Como pode a previsão de crescimento da economia americana fazer as bolsas caírem? Não deveria ser o contrário? Eis a pergunta mais ouvida pelos economistas nos últimos dias. Para responder, é bom começar dizendo que, frequentemente, em economia as consequências dos fatos são só "boas" ou "ruins"; como na medicina, os remédios têm contraindicação. E, mais que nesta, a ideologia também pesa, de modo que o que é positivo para um pode não ser para outro, o que complica mais a discussão.
No caso, a explicação é simples: a previsão de crescimento do PIB dos EUA não justifica mais juros baixos e há cautela com uma possível inflação. Com juros mais altos, as aplicações em bolsas serão carreadas para os títulos americanos, os mais seguros do mundo. O mercado, então, antecipa-se e os compra agora; as bolsas despencam. Aparenta paradoxo, pois se a previsão fosse de aprofundamento da crise, também seria possível que a bolsa caísse, pois os especuladores têm aversão ao risco.
As consequências para o Brasil também têm duplo sentido. De um lado, a economia americana crescer significa exportação maior, pois se trata do maior parceiro comercial do país depois da China. Com isso, o preço das commodities também tende a subir, o que nos beneficia. Mas os especuladores em papéis e ações no Brasil tenderão a migrar para os EUA, de modo que tal evasão de dólares poderá não compensar o que se ganhará com exportações maiores.
Também é bom lembrar que o crescimento dos países líderes (não só EUA, mas na Europa e na Ásia sinalizam aquecimento) vem acompanhado de mais protecionismo, o que limita as exportações.
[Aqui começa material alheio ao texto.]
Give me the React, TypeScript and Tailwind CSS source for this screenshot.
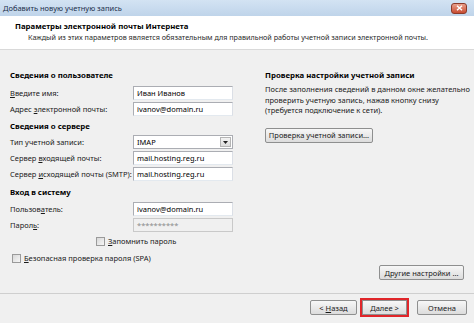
import React from "react";

const font = { fontFamily: '"Noto Sans", "Open Sans", sans-serif' };

function U({ children }: { children: React.ReactNode }) {
  return <span className="underline underline-offset-1">{children}</span>;
}

function Field({ label, value, disabled }: { label: React.ReactNode; value: string; disabled?: boolean }) {
  return (
    <div className="flex h-[16px] items-center">
      <div className="w-[123px] whitespace-nowrap text-[#1a1a1a]">{label}</div>
      <div
        className={
          "flex h-[14px] w-[100px] items-center border px-[3px] " +
          (disabled
            ? "border-[#c9c9c9] bg-[#f0f0f0] text-[#8a8a8a]"
            : "border-[#abadb3] border-b-[#e3e9ef] border-r-[#dbdfe6] bg-white text-black")
        }
      >
        {value}
      </div>
    </div>
  );
}

function Check({ label }: { label: React.ReactNode }) {
  return (
    <div className="flex items-center gap-[3px]">
      <div className="h-[9px] w-[9px] border border-[#9a9a9a] bg-gradient-to-br from-[#d8d8d8] to-[#f6f6f6]" />
      <span className="whitespace-nowrap text-[#1a1a1a]">{label}</span>
    </div>
  );
}

function Btn({ children, className = "" }: { children: React.ReactNode; className?: string }) {
  return (
    <div
      className={
        "flex h-[15px] items-center justify-center whitespace-nowrap rounded-[2px] border border-[#8e8f8f] bg-gradient-to-b from-[#f7f7f7] to-[#dcdcdc] text-[#1a1a1a] " +
        className
      }
    >
      {children}
    </div>
  );
}

function SectionTitle({ children }: { children: React.ReactNode }) {
  return <div className="flex h-[12px] items-center whitespace-nowrap text-[7.8px] font-bold text-black">{children}</div>;
}

export default function App() {
  return (
    <div className="flex h-[323px] w-[474px] flex-col overflow-hidden bg-[#f0f0f0] text-[7.5px] leading-[10px]" style={font}>
      {/* title bar */}
      <div className="flex h-[16px] items-center justify-between bg-gradient-to-b from-[#d3e3f3] to-[#bfd4ea] pl-[3px] pr-[7px]">
        <span className="text-[#1c2f4a]">Добавить новую учетную запись</span>
        <div className="flex h-[11px] w-[16px] items-center justify-center rounded-[3px] border border-[#8b3a2a] bg-gradient-to-b from-[#e9a08c] to-[#c74a30]">
          <svg width="7" height="6" viewBox="0 0 7 6">
            <path d="M1 0.8 L6 5.2 M6 0.8 L1 5.2" stroke="white" strokeWidth="1.5" />
          </svg>
        </div>
      </div>

      {/* header */}
      <div className="flex h-[34px] flex-col border-b border-[#d9d9d9] bg-white pl-[15px] pt-[5px]">
        <div className="text-[7.8px] font-bold leading-[11px] text-black">Параметры электронной почты Интернета</div>
        <div className="pl-[13px] text-[7.2px] text-[#2a2a2a]">
          Каждый из этих параметров является обязательным для правильной работы учетной записи электронной почты.
        </div>
      </div>

      {/* body */}
      <div className="flex flex-1 pt-[19px]">
        <div className="flex w-[265px] shrink-0 flex-col pl-[10px]">
          <SectionTitle>Сведения о пользователе</SectionTitle>
          <div className="mt-[4px]">
            <Field label={<><U>В</U>ведите имя:</>} value="Иван Иванов" />
            <Field label={<>Адрес <U>э</U>лектронной почты:</>} value="ivanov@domain.ru" />
          </div>
          <div className="mt-[3px]">
            <SectionTitle>Сведения о сервере</SectionTitle>
          </div>
          <div className="mt-[2px]">
            <div className="flex h-[16px] items-center">
              <div className="w-[123px] text-[#1a1a1a]">Тип учетной записи:</div>
              <div className="flex h-[14px] w-[100px] items-center justify-between border border-[#abadb3] bg-white pl-[3px] pr-[1px]">
                <span>IMAP</span>
                <div className="flex h-[10px] w-[11px] items-center justify-center border border-[#b5b5b5] bg-gradient-to-b from-[#f4f4f4] to-[#dcdcdc]">
                  <svg width="5" height="3" viewBox="0 0 5 3">
                    <path d="M0 0 H5 L2.5 3 Z" fill="#222" />
                  </svg>
                </div>
              </div>
            </div>
            <Field label={<>Сервер <U>в</U>ходящей почты:</>} value="mail.hosting.reg.ru" />
            <Field label={<>Сервер <U>и</U>сходящей почты (SMTP):</>} value="mail.hosting.reg.ru" />
          </div>
          <div className="mt-[4px]">
            <SectionTitle>Вход в систему</SectionTitle>
          </div>
          <div className="mt-[3px]">
            <Field label={<>Пользов<U>а</U>тель:</>} value="ivanov@domain.ru" />
            <Field label={<>Парол<U>ь</U>:</>} value="**********" disabled />
          </div>
          <div className="flex h-[16px] items-center pl-[86px]">
            <Check label={<><U>З</U>апомнить пароль</>} />
          </div>
          <div className="mt-[1px] flex h-[16px] items-center pl-[2px]">
            <Check label={<><U>Б</U>езопасная проверка пароля (SPA)</>} />
          </div>
        </div>

        <div className="flex min-w-0 flex-1 flex-col pr-[10px]">
          <SectionTitle>Проверка настройки учетной записи</SectionTitle>
          <div className="mt-[3px] w-[205px] shrink-0 leading-[10.5px] text-[#1a1a1a]">
            После заполнения сведений в данном окне желательно проверить учетную запись, нажав кнопку снизу (требуется подключение к сети).
          </div>
          <Btn className="mt-[12px] w-[108px]">Проверка учетной записи...</Btn>
          <div className="flex-1" />
          <div className="mb-[13px] flex justify-end">
            <Btn className="w-[85px]">Другие настройки ...</Btn>
          </div>
        </div>
      </div>

      {/* footer */}
      <div className="flex h-[30px] items-center justify-end border-t border-[#cfcfcf] pr-[7px] pb-[2px]">
        <Btn className="w-[47px]">&lt;&nbsp;<U>Н</U>азад</Btn>
        <div className="ml-[3px] flex h-[19px] w-[49px] items-center justify-center border-2 border-[#e0262a]">
          <Btn className="h-[13px] w-[45px] rounded-none">
            <U>Д</U>алее &gt;
          </Btn>
        </div>
        <Btn className="ml-[8px] w-[50px]">Отмена</Btn>
      </div>
    </div>
  );
}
Em Davos, apesar da retórica liberal para emoldurar belos argumentos, a União Europeia reafirmou a proteção a seu setor primário, emperrando o acordo com o Mercosul. Os EUA disseram estar abertos a investimentos externos (não é novidade), mas não a importações de bens com similares nacionais. E já avisou que pretende taxar o alumínio e o aço chinês, o que, por tabela, atinge o Brasil. Abre-se o mercado malaio para bovinos, mas a China avisa que continuará com barreiras para carnes, milho, soja e açúcar, já limitados na Europa. Até a Turquia quer comprar gado vivo para proteger seus frigoríficos.
Assim, como as consequências sempre impõem dilemas, os riscos das escolhas são inevitáveis.